Au fond du bidonville, Lupu, la cinquantaine, coiffé d’un chapeau panama, retrace sept années de mendicité à Strasbourg depuis 2016. Comme certains de ses voisins, il était déjà présent sur un campement concerné par un plan de résorption rue des Remparts. Ces procédures ne fonctionnent donc pas pour tout le monde. Il explique qu’il était en Roumanie quand le recensement pour intégrer un village temporaire à Cronenbourg a eu lieu :

« Pourquoi est-ce aussi compliqué ? Nous sommes des citoyens européens (le marché du travail est ouvert aux Roumains depuis 2014, NDLR). Tous les jours, je vais jouer de l’accordéon dans le centre-ville. Je suis reconnaissant d’être toujours là, mais j’aimerais juste pouvoir trouver un vrai travail. »

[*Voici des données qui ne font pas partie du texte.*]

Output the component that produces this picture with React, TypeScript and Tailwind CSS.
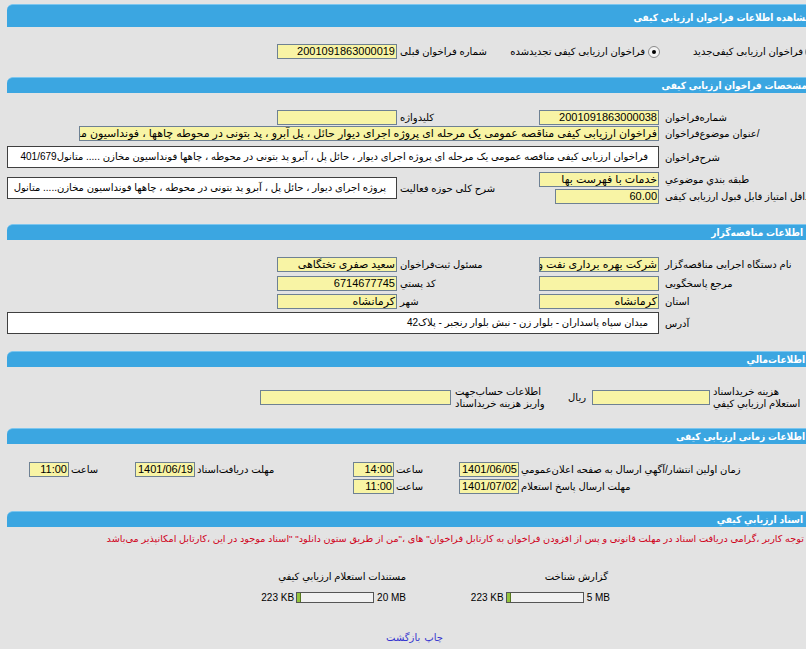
import React from "react";

const field =
  "h-[15px] shrink-0 overflow-hidden whitespace-nowrap border border-[#6e8193] bg-[#f8f4a5] px-[1px] text-[11px] leading-[13px]";
const box =
  "shrink-0 overflow-hidden whitespace-nowrap border border-[#3f3f3f] bg-white pr-[10px] text-[10px]";
const labelA = "flex w-[152px] shrink-0 justify-end whitespace-nowrap pl-[3px]";
const labelB = "flex w-[141px] shrink-0 justify-end whitespace-nowrap pl-[2px]";

function Bar({ title, className = "" }: { title: string; className?: string }) {
  return (
    <div
      className={`flex items-center rounded-tl-[6px] border-t border-[#7cc6ef] bg-[#3ba6e1] text-[10px] font-bold text-white font-stretch-condensed ${className}`}
    >
      <span className="whitespace-nowrap">{title}</span>
    </div>
  );
}

function Radio({ checked, className = "" }: { checked?: boolean; className?: string }) {
  return (
    <span
      className={`flex h-[12px] w-[12px] shrink-0 items-center justify-center rounded-full border border-[#8a8a8a] bg-[#f3f3f3] ${className}`}
    >
      {checked && <span className="h-[4px] w-[4px] rounded-full bg-black" />}
    </span>
  );
}

function Progress({ max }: { max: string }) {
  return (
    <div dir="ltr" className="flex h-[11px] items-center justify-end text-[10px] leading-[11px]">
      <span>223 KB</span>
      <div className="ml-[2px] flex h-[11px] w-[78px] border border-[#555] bg-[#f1f1f1]">
        <div className="h-full w-[4px] border-r border-[#55761f] bg-[#93c33d]" />
      </div>
      <span className="ml-[3px]">{max}</span>
    </div>
  );
}

export default function App() {
  return (
    <div className="h-[649px] w-[806px] overflow-hidden bg-[#e3e3e3] font-['Liberation_Sans','DejaVu_Sans',sans-serif] text-[10px] text-black">
      <div dir="rtl" className="w-[814px] pl-[7px] pt-[4px]">
        {/* header */}
        <Bar title="مشاهده اطلاعات فراخوان ارزيابی کيفی" className="h-[23px] pr-[3px] pt-[2px]" />

        <div className="mt-[17px] flex h-[15px] items-center">
          <div className="flex w-[152px] shrink-0 items-center">
            <Radio className="-mr-[3px]" />
            <span className="mr-[2px] whitespace-nowrap">فراخوان ارزیابی کیفی‌جدید</span>
          </div>
          <div className="flex w-[264px] shrink-0 items-center">
            <Radio checked className="mr-[2px]" />
            <span className="mr-[3px] whitespace-nowrap">فراخوان ارزیابی کیفی تجدیدشده</span>
            <span className="mr-auto whitespace-nowrap pl-[2px]">شماره فراخوان قبلی</span>
          </div>
          <div className={`${field} mr-[1px] w-[120px]`}>2001091863000019</div>
        </div>

        {/* مشخصات */}
        <Bar title="مشخصات فراخوان ارزيابی کيفی" className="mt-[18px] h-[16px] pr-[7px]" />

        <div className="mt-[16px] flex h-[16px] items-center">
          <div className={labelA}>شماره‌فراخوان</div>
          <div className={`${field} mr-[3px] w-[120px]`}>2001091863000038</div>
          <div className={labelB}>کلیدواژه</div>
          <div className={`${field} mr-[1px] w-[120px]`}></div>
        </div>
        <div className="mt-[1px] flex h-[15px] items-center">
          <div className={labelA}>/عنوان  موضوع‌فراخوان</div>
          <div className={`${field} mr-[3px] w-[580px]`}>
            فراخوان ارزیابی کیفی مناقصه عمومی یک مرحله ای پروژه اجرای دیوار حائل ، پل آبرو ، پد بتونی در محوطه چاهها ، فونداسیون مخازن متانول
          </div>
        </div>
        <div className="mt-[5px] flex h-[22px] items-center">
          <div className={labelA}>شرح‌فراخوان</div>
          <div className={`${box} mr-[3px] h-[22px] w-[652px] leading-[20px]`}>
            فراخوان ارزیابی کیفی مناقصه عمومی یک مرحله ای پروژه اجرای دیوار ، حائل پل ، آبرو پد بتونی در محوطه ، چاهها فونداسیون مخازن ..... متانول401/679
          </div>
        </div>
        <div className="mt-[4px] flex">
          <div className="flex w-[275px] shrink-0 flex-col">
            <div className="flex h-[15px] items-center">
              <div className={labelA}>طبقه بندي موضوعي</div>
              <div className={`${field} mr-[3px] w-[120px]`}>خدمات با فهرست بها</div>
            </div>
            <div className="mt-[2px] flex h-[15px] items-center">
              <div className={labelA}>حداقل امتیاز قابل قبول ارزیابی کیفی</div>
              <div className={`${field} mr-[3px] w-[104px]`}>60.00</div>
            </div>
          </div>
          <div className="flex items-center">
            <div className={labelB}>شرح کلی حوزه فعالیت</div>
            <div className={`${box} mr-[1px] h-[22px] w-[390px] leading-[20px]`}>
              پروژه اجرای دیوار ، حائل پل ، آبرو پد بتونی در محوطه ، چاهها فونداسیون مخازن..... متانول
            </div>
          </div>
        </div>

        {/* مناقصه گزار */}
        <Bar title="اطلاعات مناقصه‌گزار" className="mt-[20px] h-[16px] pr-[11px]" />

        <div className="mt-[17px] flex h-[15px] items-center">
          <div className={labelA}>نام دستگاه اجرایی مناقصه‌گزار</div>
          <div className={`${field} mr-[3px] w-[120px]`}>شرکت بهره برداری نفت و گاز غرب</div>
          <div className={labelB}>مسئول ثبت‌فراخوان</div>
          <div className={`${field} mr-[1px] w-[120px]`}>سعید صفری تختگاهی</div>
        </div>
        <div className="mt-[4px] flex h-[15px] items-center">
          <div className={labelA}>مرجع پاسخگویی</div>
          <div className={`${field} mr-[3px] w-[120px]`}></div>
          <div className={labelB}>کد پستي</div>
          <div className={`${field} mr-[1px] w-[120px]`}>6714677745</div>
        </div>
        <div className="mt-[3px] flex h-[15px] items-center">
          <div className={labelA}>استان</div>
          <div className={`${field} mr-[3px] w-[120px]`}>کرمانشاه</div>
          <div className={labelB}>شهر</div>
          <div className={`${field} mr-[1px] w-[120px]`}>کرمانشاه</div>
        </div>
        <div className="mt-[3px] flex h-[22px] items-center">
          <div className={labelA}>آدرس</div>
          <div className={`${box} mr-[3px] h-[22px] w-[652px] leading-[20px]`}>
            میدان سپاه پاسداران - بلوار زن - نبش بلوار رنجبر - پلاک42
          </div>
        </div>

        {/* مالی */}
        <Bar title="اطلاعات‌مالي" className="mt-[17px] h-[16px] pr-[9px]" />

        <div className="mt-[17px] flex h-[27px] items-center">
          <div className="flex w-[102px] shrink-0 justify-end pl-[1px]">
            <div className="whitespace-nowrap text-left leading-[12px]">
              هزینه خرید‌اسناد
              <br />
              استعلام ارزیابي کیفي
            </div>
          </div>
          <div className={`${field} mr-[2px] w-[118px]`}></div>
          <div className="flex w-[139px] shrink-0 items-center">
            <span className="mr-[6px]">ریال</span>
            <div className="mr-auto whitespace-nowrap pl-[2px] text-left leading-[12px]">
              اطلاعات حساب‌جهت
              <br />
              واریز هزینه خرید‌اسناد
            </div>
          </div>
          <div className={`${field} mr-[2px] w-[191px]`}></div>
        </div>

        {/* زمانی */}
        <Bar title="اطلاعات زمانی ارزيابی کيفی" className="mt-[17px] h-[16px] pr-[9px]" />

        <div className="mt-[18px] flex h-[15px] items-center">
          <div className="flex w-[294px] shrink-0 justify-end whitespace-nowrap pl-[1px]">
            زمان اولین انتشار/آگهي ارسال به صفحه اعلان‌عمومي
          </div>
          <div className={`${field} mr-[1px] w-[60px]`}>1401/06/05</div>
          <div className="flex w-[64px] shrink-0 justify-end pl-[1px]">ساعت</div>
          <div className={`${field} mr-[1px] w-[41px]`}>14:00</div>
          <div className="flex w-[157px] shrink-0 justify-end whitespace-nowrap pl-[1px]">مهلت دریافت‌اسناد</div>
          <div className={`${field} mr-[1px] w-[60px]`}>1401/06/19</div>
          <div className="flex w-[65px] shrink-0 justify-end pl-[1px]">ساعت</div>
          <div className={`${field} mr-[1px] w-[40px]`}>11:00</div>
        </div>
        <div className="mt-[2px] flex h-[15px] items-center">
          <div className="flex w-[294px] shrink-0 justify-end whitespace-nowrap pl-[1px]">
            مهلت ارسال پاسخ استعلام
          </div>
          <div className={`${field} mr-[1px] w-[60px]`}>1401/07/02</div>
          <div className="flex w-[64px] shrink-0 justify-end pl-[1px]">ساعت</div>
          <div className={`${field} mr-[1px] w-[41px]`}>11:00</div>
        </div>

        {/* اسناد */}
        <Bar title="اسناد ارزيابي کيفي" className="mt-[17px] h-[16px] pr-[11px]" />

        <div className="mt-[5px] h-[14px] whitespace-nowrap pr-[10px] text-[9.7px] leading-[14px] text-[#d0021b]">
          توجه کاربر ،گرامی دریافت اسناد در مهلت قانونی و پس از افزودن فراخوان به کارتابل فراخوان" های ،"من از طریق ستون دانلود" "اسناد موجود در این ،کارتابل امکانپذیر می‌باشد
        </div>

        <div className="mr-[204px] mt-[24px] flex">
          <div className="w-[204px] shrink-0">
            <div className="h-[14px] pr-[2px] leading-[14px]">گزارش شناخت</div>
            <div className="mt-[8px]">
              <Progress max="5 MB" />
            </div>
          </div>
          <div className="w-[204px] shrink-0">
            <div className="h-[14px] leading-[14px]">مستندات استعلام ارزیابي کیفي</div>
            <div className="mt-[8px]">
              <Progress max="20 MB" />
            </div>
          </div>
        </div>

        <div className="mt-[27px] flex justify-center gap-[4px] pl-[8px] text-[#3434cf]">
          <a href="#">چاپ</a>
          <a href="#">بازگشت</a>
        </div>
      </div>
    </div>
  );
}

Elvis atteste du même désarroi. « Je ne reviens qu’avec 3 euros aujourd’hui », montre-t-il du creux de sa main :

« Maintenant, je dois choisir entre nourrir mes enfants ou alimenter le groupe électrogène. Évidemment, les enfants sont ma priorité, mais ça veut dire que nous n’aurons toujours pas d’électricité ce soir. Mendier, ce n’est pas une vie, et puis on sent bien que les gens en ont marre de voir nos têtes. Tout le monde va au travail. Nous aussi, on aimerait pouvoir travailler ! »

Chaque baraque du bidonville de Cronenbourg est numérotée à la peinture noire (Photo RM / Rue89 Strasbourg/cc).

La première étape du plan de résorption devrait être des visites de travailleurs sociaux au bidonville. « Aucune date n’a encore été fixée », regrette Marie-Dominique Dreyssé : « Ça fait des mois que je suis dans l’attente d’informations complémentaires. J’espère seulement que ça se fera rapidement. »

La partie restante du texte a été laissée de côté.